With Philadelphia Youth Orchestra (PYO) Ovation Award winner Tony Williams are, from left, Chris Rinaldi, President of Jacobs Music Company; Denise Collins, Regional Marketing Manager of JW Pepper; Gary Frank, PYO board member and founder of H.E.L.P. Foundation (presenting the award);
Maestro Louis Scaglione, Pres. and Music Director of PYO, and WRTI's Jack Moore, host of the presentation.

With Philadelphia Youth Orchestra (PYO) Ovation Award winner Tony Williams are, from left, Chris Rinaldi, President of Jacobs Music Company; Denise Collins, Regional Marketing Manager of JW Pepper; Gary Frank, PYO board member and founder of H.E.L.P. Foundation (presenting the award);
Maestro Louis Scaglione, Pres. and Music Director of PYO, and WRTI’s Jack Moore, host of the presentation.

by Sally Cohen

With total joy and appreciation, the warm, caring musical legend Anthony (Tony) Williams, of Mt. Airy, was surprised beyond belief when he was presented with the Second Annual Philadelphia Youth Orchestra (PYO) Ovation Award in Verizon Hall at the Kimmel Center on Sunday, May 31. Just after receiving the award, Williams, 83, beamed and said, “Of all the honors I have received, this captures me the most. I am so amazed to be the one chosen among so many outstanding people standing around me.”
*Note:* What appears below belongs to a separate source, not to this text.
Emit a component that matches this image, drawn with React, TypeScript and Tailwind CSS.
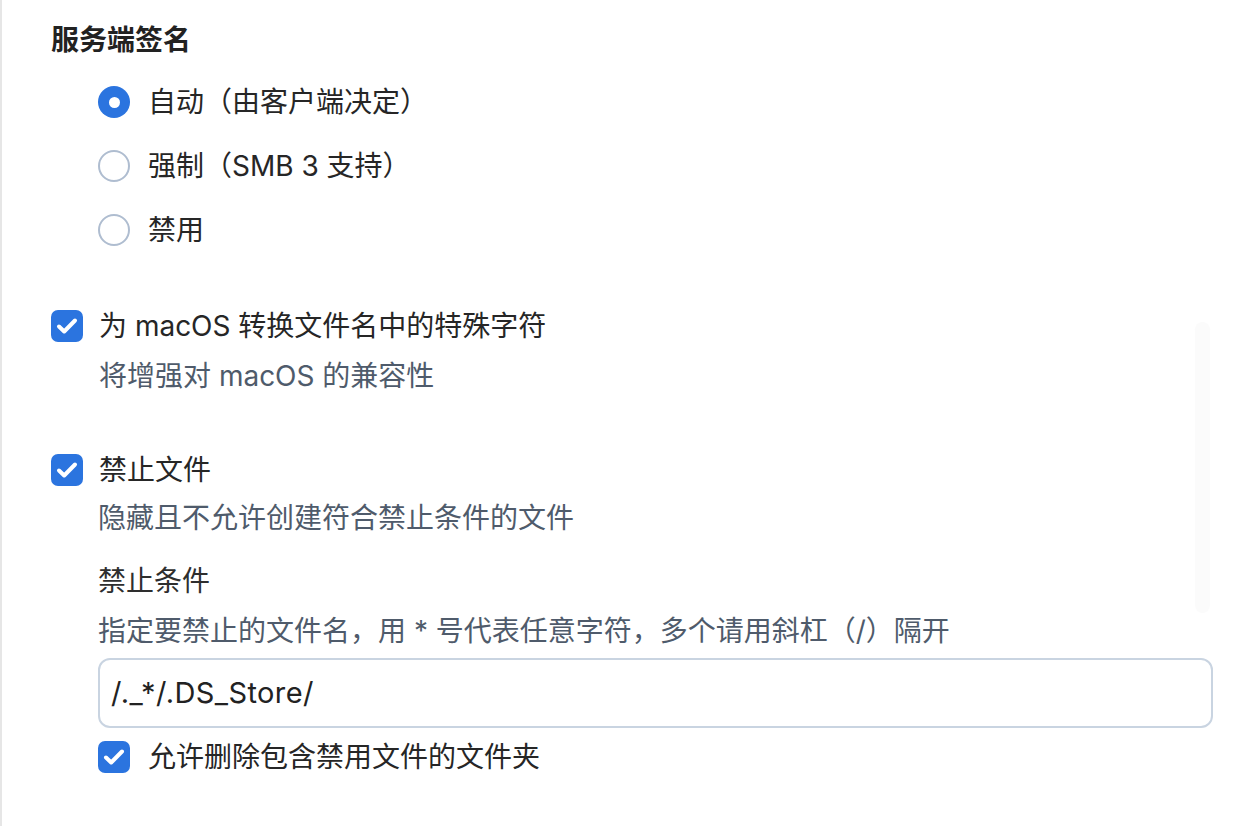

Williams was one of 10 music teacher finalists nominated by current and former students. In all, 60 essay nominations were submitted in response to this question “How has my music teacher changed my life?” For Williams’ nominator, Mark Mitchell of Wilmington, DE, it was an easy essay to write.

In it, he said, “Knowing Anthony Williams has changed my life over the course of nearly four decades.” The pair first met in 1976, when Mitchell took saxophone lessons from Williams at Ada H. Lewis Middle School in East Germantown, but it was more than those music lessons that inspired the young student.

Mitchell’s essay explained that Williams not only introduced him to new techniques of playing saxophone, live performances in front of an audience and jazz music at the Mt. Airy Cultural Center that Williams founded, but he also “inspired me to see the importance and desire to give back through volunteerism, he showed me examples of leadership, and he always stated that he uses music as the vehicle to unlock a young person’s potential.” Today, Mitchell follows in Williams’ footsteps. Like his mentor, he teaches, volunteers and helps young people, as well.

Bob Perkins, a highly respected jazz radio personality in Philly for decades, was recently quoted as saying, “If people like Tony weren’t around, I don’t know where jazz would be. He’s been a mentor to many people in his lifetime … People would try to steal him, but he has roots here, like Bootsie Barnes. They could have both been international in a heartbeat, but for 100 reasons they stayed local.

“When a musician like Tony can give you a particular song, be it a standard or pop song or jazz tune, he can play it 100 times, and each time it’s different, without reading a piece of music. That’s magnificent.”

A 2008 article in the Philadelphia Inquirer about the Mt. Airy musician contained this encomium: “Nobody I met all through the years can blow the sax like he can,” said Al Brealand, then a 94-year-old lifelong jazz fan. “He’s one of the best.” Tony’s playing style has been compared to John Coltrane’s and Stanley Turrentine’s.

The Philadelphia Youth Orchestra’s Ovation Award for Inspiration and Outstanding Leadership in Music Education was created to honor music teachers in the Delaware Valley who not only teach but also help build character and confidence for a lifetime. It was presented and endowed by the H.E.L.P Foundation and sponsored by Jacobs Music Company, J.W. Pepper, and WRTI-FM.

A blue-ribbon panel of music experts from local universities and institutions chose the 10 finalists. The presentation took place at the Philadelphia Youth Orchestra’s 75th Anniversary Festival Concert at Verizon Hall, an event that showcased the talent of the organization’s young students.

A graduate of Abington High School and Tennessee State University, Williams worked in the Philadelphia School District for over 25 years and spent most of his teaching career at three schools: Barratt Junior High School, Ada Lewis Middle School and AMY Northwest Middle School.

He is the founder and the director of the Mt. Airy Cultural Center and has performed and/or recorded with many notable artists, including Kenny Gamble, Leon Huff, The O’Jays, Terell Stafford, Grover Washington Jr. and Wynton Marsalis. Tony has received hundreds of distinguished awards and honors and has a jazz festival named after him, The Tony Williams Scholarship Jazz Festival.

Founded in 1939, The Philadelphia Youth Orchestra (PYO) organization, under the leadership of Louis Scaglione, affords its students opportunities to perform with the most talented professional musicians in the area. Under the guidance of a prestigious faculty that includes members of The Philadelphia Orchestra, students grow as individuals and are provided with an impressive college preparatory credential.